Regards croisés : analyses, soutiens et critiques autour de la loi Darmanin
Le projet de loi Darmanin agit comme un révélateur de fractures. Rarement un texte aura autant clivé : partisans d’une ligne ferme d’un côté, défenseurs d’un accueil digne de l’autre. Les débats au Parlement l’ont prouvé, tout comme la censure partielle opérée par le Conseil constitutionnel : la République s’interroge sur ses fondements.
Dans le camp gouvernemental, Gérald Darmanin et Gabriel Attal défendent une politique de fermeté, répondant à une partie de la population inquiète des flux migratoires et attachée à la notion d’ordre public. Les élus du centre et de la droite saluent la rigueur affichée, tout en louant les avancées pour certains travailleurs sans-papiers, notamment dans les métiers en tension.
Mais la contestation est vive. Les ONG comme Amnesty International, la Cimade ou France Terre d’Asile dénoncent ce qu’elles estiment être des atteintes graves aux droits humains. La Défenseure des droits alerte sur les risques d’exclusion et d’aggravation de la précarité.

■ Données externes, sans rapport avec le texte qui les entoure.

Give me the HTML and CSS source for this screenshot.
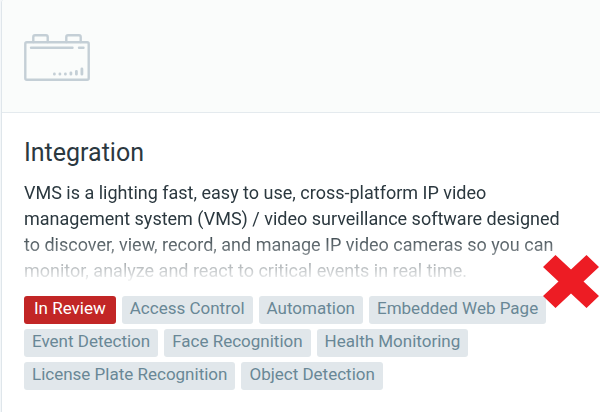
FILE: index.html
```
<!DOCTYPE html>
<html lang="en">
<head>
    <meta charset="UTF-8">
    <meta name="viewport" content="width=device-width, initial-scale=1.0">
    <title>Integration</title>
    <link rel="stylesheet" href="styles.css">
</head>
<body>
    <div class="card">
        <div class="card-header">
            <svg class="card-icon" width="66" height="48" viewBox="0 0 66 48" fill="none" stroke="#c4cfd6" stroke-width="2.4" stroke-linecap="round" stroke-linejoin="round" aria-hidden="true">
                <rect x="1.3" y="8.3" width="63.4" height="37.4" rx="1.5"/>
                <path d="M9.3 8V3Q9.3 1.3 11 1.3H22Q23.7 1.3 23.7 3V8M42.3 8V3Q42.3 1.3 44 1.3H55Q56.7 1.3 56.7 3V8"/>
                <path d="M7 13.8H48.5M55 13.8H59.5"/>
                <path d="M30.4 40V40.2M35.9 40V40.2M41.4 40V40.2M46.9 38.8V40.2M52.4 37.3V40.2M57.9 35V40.2" stroke-width="2.8"/>
            </svg>
        </div>
        <div class="card-body">
            <h1 class="card-title">Integration</h1>
            <p class="card-text">VMS is a lighting fast, easy to use, cross-platform IP video management system (VMS) / video surveillance software designed to discover, view, record, and manage IP video cameras so you can monitor, analyze and react to critical events in real time.</p>
            <div class="tags">
                <span class="tag tag-review">In Review</span>
                <span class="tag">Access Control</span>
                <span class="tag">Automation</span>
                <span class="tag">Embedded Web Page</span>
                <span class="tag">Event Detection</span>
                <span class="tag">Face Recognition</span>
                <span class="tag">Health Monitoring</span>
                <span class="tag">License Plate Recognition</span>
                <span class="tag">Object Detection</span>
            </div>
        </div>
        <svg class="cross" width="56" height="54" viewBox="0 0 56 54" aria-hidden="true">
            <path fill="#ed1c24" d="M12.500 0L28 14.500L43.500 0L56 12L40.500 26.500L56 41L43.500 53L28 38.500L12.500 53L0 41L15.500 26.500L0 12Z"/>
        </svg>
    </div>
</body>
</html>
```
FILE: styles.css
```
body {
    font-family: Roboto, "Liberation Sans", sans-serif;
    margin: 0;
    padding: 0 0 0 1px;
    background-color: #f4f7f9;
    color: #2b383f;
}
.card {
    position: relative;
    min-height: 100vh;
    box-sizing: border-box;
    background-color: #fff;
    border-left: 1px solid #dfe6eb;
    border-top-left-radius: 3px;
}
.card-header {
    padding: 34px 22px 30px;
    background-color: #fafcfb;
    border-bottom: 1px solid #e4eaee;
    border-top-left-radius: 3px;
}
.card-icon {
    display: block;
}
.card-body {
    padding: 24px 22px;
}
.card-title {
    margin: 0 0 11px;
    font-size: 25px;
    font-weight: 400;
    line-height: 32px;
}
.card-text {
    margin: 0 0 12px;
    font-size: 18px;
    line-height: 26px;
    -webkit-mask-image: linear-gradient(#000 50%, transparent);
    mask-image: linear-gradient(#000 50%, transparent);
}
.tags {
    display: flex;
    flex-wrap: wrap;
    gap: 5px 6px;
}
.tag {
    padding: 0 8px 4px;
    border-radius: 3px;
    background-color: #e1e7eb;
    color: #698796;
    font-size: 17px;
    line-height: 24px;
}
.tag-review {
    padding: 0 10px 4px;
    background-color: #c22626;
    color: #fff;
}
.cross {
    position: absolute;
    right: 1px;
    top: 255px;
}
```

Les syndicats, quant à eux, mettent l’accent sur la vulnérabilité croissante des travailleurs sans papiers.
Du côté des oppositions, la critique est unanime, même si les arguments divergent : la gauche pointe une politique jugée trop répressive, l’extrême droite la considère insuffisante et réclame un contrôle renforcé des frontières. Résultat : le débat public se polarise, révélant la difficulté à trouver un terrain commun entre impératif de souveraineté, exigence humanitaire et cohésion nationale.
Des enjeux majeurs pour la société française et le débat public
Le projet de loi Darmanin remet sur le devant de la scène les choix collectifs autour de l’intégration en France. La controverse met en lumière les fissures du pacte social, la relation à l’État, et la capacité de la puissance publique à répondre à la mondialisation des migrations. L’intensité des échanges traduit le malaise autour du vivre ensemble, de la gestion des frontières et du maintien de l’ordre public.
Jamais la société française n’a paru aussi partagée. D’un côté, la demande d’un contrôle strict, portée par une partie des citoyens et des responsables politiques, qui perçoivent dans la loi une réponse aux inquiétudes sur la sécurité et la solidarité. De l’autre, la défense des droits fondamentaux et le respect des traités internationaux, soutenus par un large éventail d’acteurs : associations, chercheurs, magistrats, groupes citoyens. Paris, plus que jamais, sert de caisse de résonance à ces tensions.
Trois axes majeurs alimentent la confrontation :
- La question de l’ordre public et du contrôle des frontières : au cœur du discours politique.
- La défense des droits et l’accès à la protection sociale : revendication forte du tissu associatif.
- Les répercussions sur le débat public : polarisation, poussée des extrêmes, éclatement du consensus républicain.
La France, sous le regard attentif de Bruxelles et de ses voisins, sait qu’elle joue gros. Comment tenir ensemble la fermeté et la fidélité à ses valeurs ? Le projet de loi Darmanin agit comme un miroir grossissant, révélant les lignes de fracture qui traversent le pays. L’équilibre, déjà précaire, vacille à chaque nouvelle secousse du débat public.